Problem requirements: Copy each line that contains the word "components".

Provided material:
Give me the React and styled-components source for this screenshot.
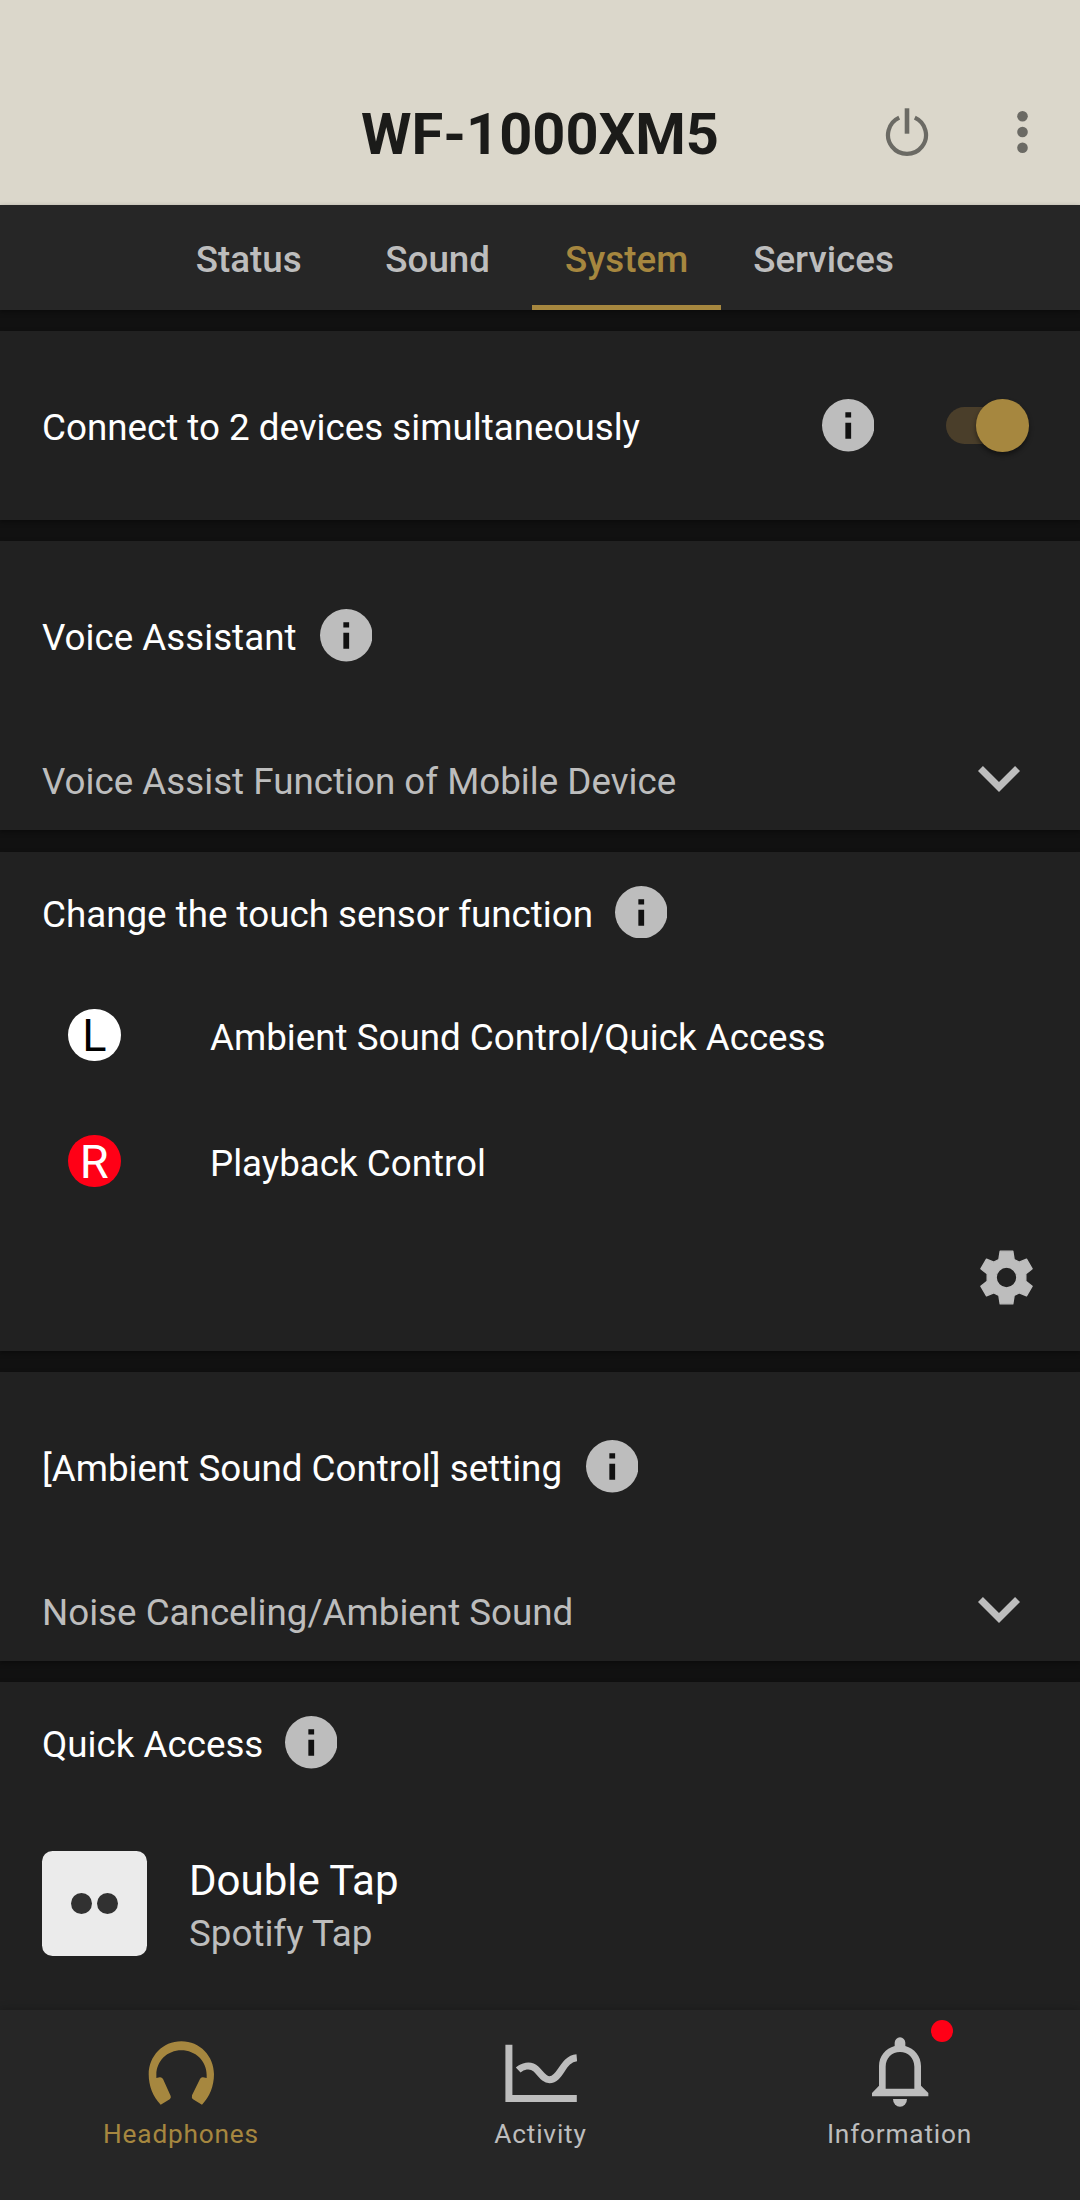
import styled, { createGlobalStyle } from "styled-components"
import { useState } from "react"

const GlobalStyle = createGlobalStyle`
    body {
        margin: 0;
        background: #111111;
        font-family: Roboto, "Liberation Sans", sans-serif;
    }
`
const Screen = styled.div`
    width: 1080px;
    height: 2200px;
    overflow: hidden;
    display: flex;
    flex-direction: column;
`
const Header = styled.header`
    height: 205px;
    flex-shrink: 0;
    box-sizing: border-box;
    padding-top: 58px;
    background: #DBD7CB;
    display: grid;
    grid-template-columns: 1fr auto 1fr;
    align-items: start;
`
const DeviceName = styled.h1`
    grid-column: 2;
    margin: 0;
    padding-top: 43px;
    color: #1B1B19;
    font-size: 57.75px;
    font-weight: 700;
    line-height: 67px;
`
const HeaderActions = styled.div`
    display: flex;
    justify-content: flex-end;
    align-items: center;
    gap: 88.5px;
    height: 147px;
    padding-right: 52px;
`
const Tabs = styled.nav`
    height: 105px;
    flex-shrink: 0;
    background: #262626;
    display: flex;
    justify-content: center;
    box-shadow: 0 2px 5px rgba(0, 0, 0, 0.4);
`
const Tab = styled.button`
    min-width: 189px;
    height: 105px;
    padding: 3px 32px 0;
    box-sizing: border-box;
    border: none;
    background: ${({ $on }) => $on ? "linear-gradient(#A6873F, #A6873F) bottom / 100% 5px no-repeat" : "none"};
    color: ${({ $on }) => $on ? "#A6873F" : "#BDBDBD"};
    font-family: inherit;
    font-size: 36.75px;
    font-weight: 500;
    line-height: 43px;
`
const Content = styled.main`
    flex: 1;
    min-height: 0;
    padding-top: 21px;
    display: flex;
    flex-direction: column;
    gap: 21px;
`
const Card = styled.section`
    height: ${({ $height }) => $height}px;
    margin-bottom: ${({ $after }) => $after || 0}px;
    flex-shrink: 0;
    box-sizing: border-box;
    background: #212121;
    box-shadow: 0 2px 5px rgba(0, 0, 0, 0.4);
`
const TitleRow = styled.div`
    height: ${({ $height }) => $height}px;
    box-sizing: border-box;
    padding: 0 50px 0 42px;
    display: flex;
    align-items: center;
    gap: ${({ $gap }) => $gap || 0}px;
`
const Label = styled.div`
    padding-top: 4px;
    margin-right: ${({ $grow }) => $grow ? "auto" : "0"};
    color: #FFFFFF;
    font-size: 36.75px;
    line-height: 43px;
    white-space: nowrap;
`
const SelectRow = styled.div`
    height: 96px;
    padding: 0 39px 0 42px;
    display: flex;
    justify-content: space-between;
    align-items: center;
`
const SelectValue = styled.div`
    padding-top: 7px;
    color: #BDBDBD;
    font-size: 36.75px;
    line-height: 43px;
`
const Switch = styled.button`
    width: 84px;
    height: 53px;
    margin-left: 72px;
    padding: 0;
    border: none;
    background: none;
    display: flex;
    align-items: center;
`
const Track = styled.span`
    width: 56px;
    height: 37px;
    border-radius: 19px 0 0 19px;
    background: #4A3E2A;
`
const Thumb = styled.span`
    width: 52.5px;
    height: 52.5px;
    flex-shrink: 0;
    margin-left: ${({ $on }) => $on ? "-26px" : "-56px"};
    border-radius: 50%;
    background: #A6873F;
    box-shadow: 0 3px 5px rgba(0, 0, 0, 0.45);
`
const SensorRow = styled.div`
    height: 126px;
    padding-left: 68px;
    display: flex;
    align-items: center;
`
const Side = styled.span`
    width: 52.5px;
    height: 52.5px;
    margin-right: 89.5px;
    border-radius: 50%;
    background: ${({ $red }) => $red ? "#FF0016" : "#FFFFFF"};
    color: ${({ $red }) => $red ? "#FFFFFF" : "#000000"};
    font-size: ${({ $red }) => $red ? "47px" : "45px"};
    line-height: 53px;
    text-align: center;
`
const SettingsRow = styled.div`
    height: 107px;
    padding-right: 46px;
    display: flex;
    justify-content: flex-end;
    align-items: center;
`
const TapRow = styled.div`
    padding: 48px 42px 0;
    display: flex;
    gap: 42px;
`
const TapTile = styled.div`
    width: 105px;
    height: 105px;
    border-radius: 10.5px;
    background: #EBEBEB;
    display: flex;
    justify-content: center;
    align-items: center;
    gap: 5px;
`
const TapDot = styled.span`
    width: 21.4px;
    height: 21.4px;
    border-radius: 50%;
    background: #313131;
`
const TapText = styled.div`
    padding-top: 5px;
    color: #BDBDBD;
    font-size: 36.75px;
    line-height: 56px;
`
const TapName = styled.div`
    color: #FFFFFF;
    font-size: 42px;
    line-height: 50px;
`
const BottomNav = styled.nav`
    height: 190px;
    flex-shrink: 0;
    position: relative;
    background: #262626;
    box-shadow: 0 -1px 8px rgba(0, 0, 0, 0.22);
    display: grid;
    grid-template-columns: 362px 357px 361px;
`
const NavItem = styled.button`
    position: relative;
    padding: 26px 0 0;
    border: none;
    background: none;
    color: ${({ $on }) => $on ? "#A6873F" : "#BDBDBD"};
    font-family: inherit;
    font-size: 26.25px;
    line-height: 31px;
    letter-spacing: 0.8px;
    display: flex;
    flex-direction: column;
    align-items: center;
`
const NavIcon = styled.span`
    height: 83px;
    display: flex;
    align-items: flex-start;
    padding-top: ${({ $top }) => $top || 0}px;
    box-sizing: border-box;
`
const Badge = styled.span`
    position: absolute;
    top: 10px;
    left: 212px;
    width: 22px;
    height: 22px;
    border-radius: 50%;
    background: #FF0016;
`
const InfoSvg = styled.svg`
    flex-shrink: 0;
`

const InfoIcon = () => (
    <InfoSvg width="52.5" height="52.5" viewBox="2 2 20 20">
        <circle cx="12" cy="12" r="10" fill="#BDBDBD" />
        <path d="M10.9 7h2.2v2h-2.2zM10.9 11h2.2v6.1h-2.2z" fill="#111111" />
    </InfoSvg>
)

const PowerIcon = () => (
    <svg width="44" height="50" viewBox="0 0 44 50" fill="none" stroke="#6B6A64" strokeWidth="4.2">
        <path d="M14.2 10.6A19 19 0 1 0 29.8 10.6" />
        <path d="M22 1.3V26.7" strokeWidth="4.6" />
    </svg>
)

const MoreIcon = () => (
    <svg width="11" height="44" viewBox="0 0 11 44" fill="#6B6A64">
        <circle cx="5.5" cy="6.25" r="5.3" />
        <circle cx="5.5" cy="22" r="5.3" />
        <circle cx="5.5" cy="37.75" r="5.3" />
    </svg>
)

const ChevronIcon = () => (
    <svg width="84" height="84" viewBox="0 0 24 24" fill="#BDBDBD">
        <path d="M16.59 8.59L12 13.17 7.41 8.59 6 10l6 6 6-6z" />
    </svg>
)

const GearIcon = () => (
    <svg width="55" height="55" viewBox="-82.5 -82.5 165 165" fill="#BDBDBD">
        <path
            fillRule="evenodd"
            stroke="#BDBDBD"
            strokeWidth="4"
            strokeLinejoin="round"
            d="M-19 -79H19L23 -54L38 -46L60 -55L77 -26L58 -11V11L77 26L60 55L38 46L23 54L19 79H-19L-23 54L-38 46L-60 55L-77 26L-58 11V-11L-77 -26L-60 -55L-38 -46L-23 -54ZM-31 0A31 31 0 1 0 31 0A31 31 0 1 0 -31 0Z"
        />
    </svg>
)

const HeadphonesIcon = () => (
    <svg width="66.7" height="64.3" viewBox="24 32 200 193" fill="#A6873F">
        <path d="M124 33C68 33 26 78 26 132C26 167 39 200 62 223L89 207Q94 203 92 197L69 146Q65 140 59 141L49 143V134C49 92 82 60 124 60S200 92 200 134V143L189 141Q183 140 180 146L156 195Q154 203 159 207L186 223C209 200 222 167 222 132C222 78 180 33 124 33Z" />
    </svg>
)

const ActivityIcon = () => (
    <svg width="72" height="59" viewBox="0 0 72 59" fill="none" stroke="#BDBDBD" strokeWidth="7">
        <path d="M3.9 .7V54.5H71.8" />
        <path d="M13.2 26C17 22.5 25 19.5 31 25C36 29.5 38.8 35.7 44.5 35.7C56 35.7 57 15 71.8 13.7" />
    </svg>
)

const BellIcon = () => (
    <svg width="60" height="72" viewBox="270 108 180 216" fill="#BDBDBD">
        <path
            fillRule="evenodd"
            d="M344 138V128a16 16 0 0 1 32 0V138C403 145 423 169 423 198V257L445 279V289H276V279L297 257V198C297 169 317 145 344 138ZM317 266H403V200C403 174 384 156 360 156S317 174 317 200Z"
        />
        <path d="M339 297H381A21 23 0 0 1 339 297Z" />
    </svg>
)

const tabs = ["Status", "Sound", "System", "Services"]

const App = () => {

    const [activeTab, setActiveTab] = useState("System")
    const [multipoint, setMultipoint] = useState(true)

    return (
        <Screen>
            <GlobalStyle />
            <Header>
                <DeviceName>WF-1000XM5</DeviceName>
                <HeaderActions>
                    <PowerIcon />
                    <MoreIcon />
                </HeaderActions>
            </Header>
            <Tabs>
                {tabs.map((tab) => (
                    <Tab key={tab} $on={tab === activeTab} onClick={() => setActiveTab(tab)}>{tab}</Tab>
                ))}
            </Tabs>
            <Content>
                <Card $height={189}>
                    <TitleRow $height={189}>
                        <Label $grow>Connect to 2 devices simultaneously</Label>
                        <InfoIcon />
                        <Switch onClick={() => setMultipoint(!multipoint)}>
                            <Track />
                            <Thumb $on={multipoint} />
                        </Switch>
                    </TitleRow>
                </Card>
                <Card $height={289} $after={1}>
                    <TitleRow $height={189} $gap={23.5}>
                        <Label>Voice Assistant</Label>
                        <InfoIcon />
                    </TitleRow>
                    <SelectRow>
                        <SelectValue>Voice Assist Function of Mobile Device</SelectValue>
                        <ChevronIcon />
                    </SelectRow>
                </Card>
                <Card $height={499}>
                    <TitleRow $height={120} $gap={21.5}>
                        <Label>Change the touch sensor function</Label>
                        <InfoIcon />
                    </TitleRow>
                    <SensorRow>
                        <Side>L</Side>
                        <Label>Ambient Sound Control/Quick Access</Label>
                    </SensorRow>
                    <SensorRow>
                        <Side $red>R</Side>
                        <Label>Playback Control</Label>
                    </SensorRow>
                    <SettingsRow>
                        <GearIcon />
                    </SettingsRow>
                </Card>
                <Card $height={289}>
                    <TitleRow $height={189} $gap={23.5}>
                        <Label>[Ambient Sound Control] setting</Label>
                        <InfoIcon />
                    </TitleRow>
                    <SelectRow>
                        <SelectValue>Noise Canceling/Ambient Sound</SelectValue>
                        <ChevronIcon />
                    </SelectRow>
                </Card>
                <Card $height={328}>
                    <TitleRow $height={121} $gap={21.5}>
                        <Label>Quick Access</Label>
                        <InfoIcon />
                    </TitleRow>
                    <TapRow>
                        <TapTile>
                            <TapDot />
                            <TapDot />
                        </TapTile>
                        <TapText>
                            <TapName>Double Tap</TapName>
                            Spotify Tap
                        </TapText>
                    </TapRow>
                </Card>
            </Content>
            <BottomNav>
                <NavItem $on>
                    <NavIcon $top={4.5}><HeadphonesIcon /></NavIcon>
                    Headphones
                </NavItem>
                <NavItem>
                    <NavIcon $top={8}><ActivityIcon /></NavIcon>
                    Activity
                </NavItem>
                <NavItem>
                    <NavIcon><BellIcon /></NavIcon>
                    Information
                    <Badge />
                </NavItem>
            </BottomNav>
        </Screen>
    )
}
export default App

Task solution:
Give me the React and styled-components source for this screenshot.
import styled, { createGlobalStyle } from "styled-components"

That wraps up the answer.